My worrying seemed to have rub off on her, her eyes shot open and bored into mine. Just for a moment, before she shot up out of her bed and across the floor to the opposite corner of the cage. Her stance wasn't cowardly. Cautious but intimidating. Like when an animal is hurt and is trying to get a predator to stay away.

"Whoa, whoa! Harley, it's me!" My hands were up at the bars. I kind of wanted to comfort her, but how can I? There's bars in between us and fifty men with loaded guns and watchful eyes on us a few feet behind us. Her eyes were still fierce and her body was still tense.

"Harley, it's just me," I tried to keep my voice even, but the assholes behind us were really starting to put me on edge.

When she didn't budge, I whipped around at the guards. "Can someone open the doors?" Nobody moved. "Please! I ain't got shit on me to hurt anyone!" I scanned the room and found Flag. He stared me down for a moment before looking over at the guards by the door of her cell and nodding. The guard eyed Harley suspiciously and unlocked the door. As soon as it was cracked, she bolted for it. I ran up and grabbed her at the threshold. She fought against my grip. She scratched at me and punched my chest over and over.

"Harley, Doll! It's just me," I repeated over and over again until the punches became weaker and farther apart. I couldn't tell if she was just tired or starting to realize whoever she may have thought I was at first, I'm not. I'm not here to hurt her. I'm pissed anyone ever did. Her breathing became heavy and to my surprise, she started to sob into my chest.

"He's dead," I felt my heart sink for her. She's in love with a guy who nearly beat her to death on more than one occasion. But when he's finally gone for good, she's heartbroken. I looked over at Flag, who ushered the majority of the guards out to give us some privacy. Huh, Waller must be serious about me and Harley working together.
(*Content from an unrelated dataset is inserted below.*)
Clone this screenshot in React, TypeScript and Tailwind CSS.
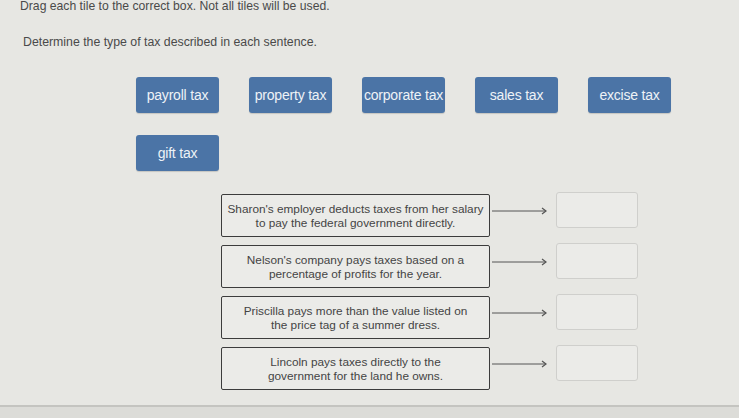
const tiles = [
  "payroll tax",
  "property tax",
  "corporate tax",
  "sales tax",
  "excise tax",
  "gift tax",
];

const sentences = [
  ["Sharon's employer deducts taxes from her salary", "to pay the federal government directly."],
  ["Nelson's company pays taxes based on a", "percentage of profits for the year."],
  ["Priscilla pays more than the value listed on", "the price tag of a summer dress."],
  ["Lincoln pays taxes directly to the", "government for the land he owns."],
];

function Arrow() {
  return (
    <svg width="60" height="10" viewBox="0 0 60 10" className="mt-[12px] shrink-0">
      <line x1="2" y1="5" x2="56" y2="5" stroke="#555" strokeWidth="1" />
      <polyline points="52,2 56,5 52,8" fill="none" stroke="#555" strokeWidth="1.2" />
    </svg>
  );
}

export default function App() {
  return (
    <div
      className="relative h-[418px] w-[739px] overflow-hidden bg-[#e7e7e3] text-[#4a4a4a]"
      style={{ fontFamily: '"Liberation Sans", Arial, sans-serif' }}
    >
      <div className="flex h-[405px] flex-col">
        <p className="mt-[-1px] pl-[20px] text-[12.2px] leading-[14px]">
          Drag each tile to the correct box. Not all tiles will be used.
        </p>
        <p className="mt-[22px] pl-[23px] text-[12.3px] leading-[14px]">
          Determine the type of tax described in each sentence.
        </p>

        {/* tile bank */}
        <div className="ml-[136px] mt-[28px] grid w-[535px] grid-cols-[repeat(5,83px)] gap-x-[30px] gap-y-[22px]">
          {tiles.map((t) => (
            <div
              key={t}
              className="flex h-[36px] items-center justify-center rounded-[3px] bg-[#4b74a6] text-[14px] tracking-[-0.2px] text-[#eef2f6] shadow-[0_1px_1px_rgba(0,0,0,0.15)]"
            >
              {t}
            </div>
          ))}
        </div>

        {/* sentence rows with drop targets */}
        <div className="ml-[221px] mt-[23px] flex flex-col gap-[8px]">
          {sentences.map(([a, b]) => (
            <div key={a} className="flex items-start">
              <div className="flex h-[43px] w-[269px] flex-col items-center justify-center rounded-[2px] border-[1.5px] border-[#3c3c3c] bg-[#ebebe8] text-[11.8px] leading-[14px] text-[#444]">
                <span>{a}</span>
                <span>{b}</span>
              </div>
              <Arrow />
              <div className="ml-[6px] mt-[-2px] h-[36px] w-[82px] rounded-[3px] border border-[#cfcfcc] bg-[#ebebe8]" />
            </div>
          ))}
        </div>
      </div>
      <div className="h-[13px] border-t-2 border-[#c4c4c0] bg-[#dcdcd8]" />
    </div>
  );
}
This is a lot of trust to have in a crazy clown lady and a man who used to kill people for money.

I held her in my arms as we stood there for a long time. She continued to cry and would occasionally mumble his name over and over.

"It's gonna be alright," was pretty much all the comfort I could provide. Hell, if someone did me the way J apparently did her, I'd be celebrating the bastard was dead. But apparently he used electricity to fuck with her brain. At least that's what her file says. All the levels of crazy she is are all because he wanted a special little toy to play with and break whenever he wanted. How fucking sick.
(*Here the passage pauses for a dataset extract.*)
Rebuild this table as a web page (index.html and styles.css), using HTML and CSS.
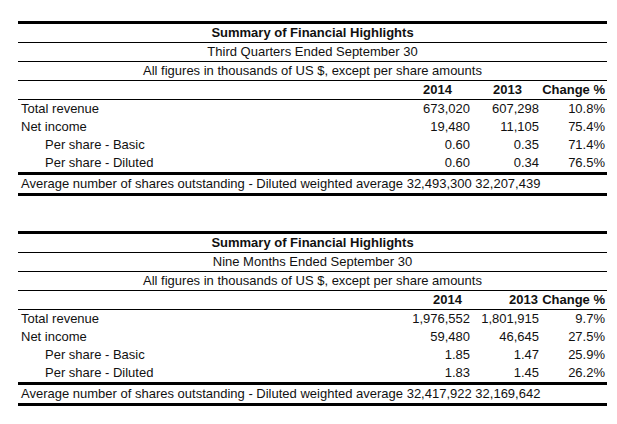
FILE: index.html
```html
<!DOCTYPE html>
<html>
<head>
<meta charset="utf-8">
<link rel="stylesheet" href="styles.css">
</head>
<body>
<section class="fin">
  <div class="row title">Summary of Financial Highlights</div>
  <div class="row sub">Third Quarters Ended September 30</div>
  <div class="row sub">All figures in thousands of US $, except per share amounts</div>
  <div class="row cols head q3">
    <span></span><span class="c1">2014</span><span class="c2">2013</span><span class="c3">Change %</span>
  </div>
  <div class="data">
    <div class="row cols"><span class="lbl">Total revenue</span><span>673,020</span><span>607,298</span><span class="c3">10.8%</span></div>
    <div class="row cols"><span class="lbl">Net income</span><span>19,480</span><span>11,105</span><span class="c3">75.4%</span></div>
    <div class="row cols"><span class="lbl ind">Per share - Basic</span><span>0.60</span><span>0.35</span><span class="c3">71.4%</span></div>
    <div class="row cols"><span class="lbl ind">Per share - Diluted</span><span>0.60</span><span>0.34</span><span class="c3">76.5%</span></div>
  </div>
  <div class="row avg">Average number of shares outstanding - Diluted weighted average 32,493,300 32,207,439</div>
</section>

<section class="fin second">
  <div class="row title">Summary of Financial Highlights</div>
  <div class="row sub">Nine Months Ended September 30</div>
  <div class="row sub">All figures in thousands of US $, except per share amounts</div>
  <div class="row cols head nm">
    <span></span><span class="c1">2014</span><span class="c2">2013</span><span class="c3">Change %</span>
  </div>
  <div class="data">
    <div class="row cols"><span class="lbl">Total revenue</span><span>1,976,552</span><span>1,801,915</span><span class="c3">9.7%</span></div>
    <div class="row cols"><span class="lbl">Net income</span><span>59,480</span><span>46,645</span><span class="c3">27.5%</span></div>
    <div class="row cols"><span class="lbl ind">Per share - Basic</span><span>1.85</span><span>1.47</span><span class="c3">25.9%</span></div>
    <div class="row cols"><span class="lbl ind">Per share - Diluted</span><span>1.83</span><span>1.45</span><span class="c3">26.2%</span></div>
  </div>
  <div class="row avg">Average number of shares outstanding - Diluted weighted average 32,417,922 32,169,642</div>
</section>
</body>
</html>
```

FILE: styles.css
```css
html, body {
  margin: 0;
  padding: 0;
  background: #fff;
}
body {
  padding-top: 21px;
  font-family: "Liberation Sans", Arial, Helvetica, sans-serif;
  font-size: 13px;
  color: #111;
}
.fin {
  width: 589px;
  margin-left: 18px;
  border-top: 3px solid #000;
  border-bottom: 3px solid #000;
}
.fin.second {
  margin-top: 35px;
}
.row {
  height: 18px;
  line-height: 18px;
  white-space: nowrap;
}
.title {
  text-align: center;
  font-weight: bold;
  border-bottom: 1px solid #000;
}
.sub {
  text-align: center;
  border-bottom: 1px solid #000;
}
.cols {
  display: grid;
  grid-template-columns: 382px 70px 69px 68px;
}
.cols > span {
  text-align: right;
}
.cols > span.lbl {
  text-align: left;
  padding-left: 3px;
}
.cols > span.lbl.ind {
  padding-left: 27px;
}
.cols > span.c3 {
  padding-right: 2px;
}
.head {
  font-weight: bold;
  border-bottom: 1px solid #000;
}
.head.q3 .c1 { padding-right: 18px; }
.head.q3 .c2 { padding-right: 17px; }
.head.nm .c1 { padding-right: 8px; }
.head.nm .c2 { padding-right: 1px; }
.data {
  border-bottom: 3px solid #000;
}
.avg {
  padding-left: 3px;
}
```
After another while, I peeled her off of me and held her at arms length. I hunched a little to make eye level with her. She wasn't wearing any makeup so nothing had run down her face, but it was quite blotchy from all the crying.
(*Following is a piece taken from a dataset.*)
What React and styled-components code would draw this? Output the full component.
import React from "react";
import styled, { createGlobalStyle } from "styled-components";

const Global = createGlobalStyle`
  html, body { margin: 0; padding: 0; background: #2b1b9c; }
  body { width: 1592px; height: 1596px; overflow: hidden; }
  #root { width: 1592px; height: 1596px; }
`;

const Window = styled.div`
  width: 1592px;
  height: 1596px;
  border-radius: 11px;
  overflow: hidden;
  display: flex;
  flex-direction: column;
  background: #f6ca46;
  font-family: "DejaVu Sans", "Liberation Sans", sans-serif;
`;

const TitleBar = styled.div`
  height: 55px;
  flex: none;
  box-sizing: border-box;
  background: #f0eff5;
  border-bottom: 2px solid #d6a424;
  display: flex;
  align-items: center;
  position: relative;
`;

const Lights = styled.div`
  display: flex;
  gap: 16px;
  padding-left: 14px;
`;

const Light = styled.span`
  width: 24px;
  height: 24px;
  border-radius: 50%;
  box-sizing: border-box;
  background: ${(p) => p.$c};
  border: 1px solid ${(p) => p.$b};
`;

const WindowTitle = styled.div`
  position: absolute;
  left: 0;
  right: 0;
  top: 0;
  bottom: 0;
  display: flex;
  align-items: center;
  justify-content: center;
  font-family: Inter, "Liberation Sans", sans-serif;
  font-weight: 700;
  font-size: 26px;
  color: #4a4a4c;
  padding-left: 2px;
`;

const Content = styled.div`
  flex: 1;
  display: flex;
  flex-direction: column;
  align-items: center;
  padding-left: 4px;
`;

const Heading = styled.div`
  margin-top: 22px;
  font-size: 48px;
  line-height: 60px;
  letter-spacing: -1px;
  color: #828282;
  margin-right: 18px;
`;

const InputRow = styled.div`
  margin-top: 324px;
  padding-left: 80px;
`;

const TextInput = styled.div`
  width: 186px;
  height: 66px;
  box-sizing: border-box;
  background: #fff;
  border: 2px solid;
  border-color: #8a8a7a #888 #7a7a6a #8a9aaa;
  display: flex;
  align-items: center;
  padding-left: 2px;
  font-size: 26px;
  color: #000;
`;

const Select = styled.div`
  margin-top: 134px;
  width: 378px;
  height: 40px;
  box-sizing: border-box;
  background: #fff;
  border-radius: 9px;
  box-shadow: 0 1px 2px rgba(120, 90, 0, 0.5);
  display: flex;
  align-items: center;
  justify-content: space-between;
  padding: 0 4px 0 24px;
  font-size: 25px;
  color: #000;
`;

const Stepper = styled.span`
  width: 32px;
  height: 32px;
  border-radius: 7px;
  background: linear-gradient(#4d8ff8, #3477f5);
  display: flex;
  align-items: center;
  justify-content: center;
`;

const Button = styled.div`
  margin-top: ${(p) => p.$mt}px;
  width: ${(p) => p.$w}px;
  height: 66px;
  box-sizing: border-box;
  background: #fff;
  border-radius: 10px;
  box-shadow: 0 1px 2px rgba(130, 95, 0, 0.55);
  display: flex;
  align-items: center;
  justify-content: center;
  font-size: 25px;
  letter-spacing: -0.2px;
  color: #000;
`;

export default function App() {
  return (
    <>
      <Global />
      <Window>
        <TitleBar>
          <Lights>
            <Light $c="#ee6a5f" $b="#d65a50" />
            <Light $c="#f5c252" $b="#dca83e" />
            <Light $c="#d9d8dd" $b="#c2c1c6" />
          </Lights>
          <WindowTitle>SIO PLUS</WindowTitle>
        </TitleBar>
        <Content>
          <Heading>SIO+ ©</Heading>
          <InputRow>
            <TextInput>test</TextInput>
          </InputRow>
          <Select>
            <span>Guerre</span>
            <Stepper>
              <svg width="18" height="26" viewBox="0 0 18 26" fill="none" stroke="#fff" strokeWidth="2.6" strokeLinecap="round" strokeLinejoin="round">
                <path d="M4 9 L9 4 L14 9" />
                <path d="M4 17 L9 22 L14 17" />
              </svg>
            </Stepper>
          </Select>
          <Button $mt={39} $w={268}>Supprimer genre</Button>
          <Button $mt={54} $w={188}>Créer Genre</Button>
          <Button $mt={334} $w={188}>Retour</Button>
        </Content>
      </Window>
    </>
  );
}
"Are you sad that he's gone, or sad about the last thing he did before he died?"

Her lip began to quiver once more, but she took a deep breath and held in any excess tears. After a moment she responded shakily, "A little bit of both, I think."

I nodded simply and took a breath, "You deserve more,"

She met my eyes once more, taking a step away from me before wiping the tears from her eyes. To my surprise, she nodded. "I know, I just-"

"Never believed that till now?" I finished raising an eyebrow.

"Till he tossed me out of the helicopter actually," she corrected weakly but nodded anyway.

"Is that why you don't have Puddin around anymore?" I pointed at her neck. I remember seeing her toss his necklace into the rain. It never really made sense until she told me what he had done.

She nodded again, looking at the floor.

"I think, I think that if he ever broke me outta here. Ya know before he died, he would've brought me right back the minute he was bored with me," she mumbled, still eyeing the floor.

"You're more than that,"

She shook her head simply, "More than what?"

"His little toy, Harley,"

"Yeah? Says who?" She mumbled blankly.

"I think you can be so much better. Why don't you?"

She looked up at me for a moment, her eyes thoughtful and sad. Before I could say anything else, she wrapped her arms around my waist and hugged me tightly. I didn't say anything else, I just held on.

Fuck my doubts. She needed some help.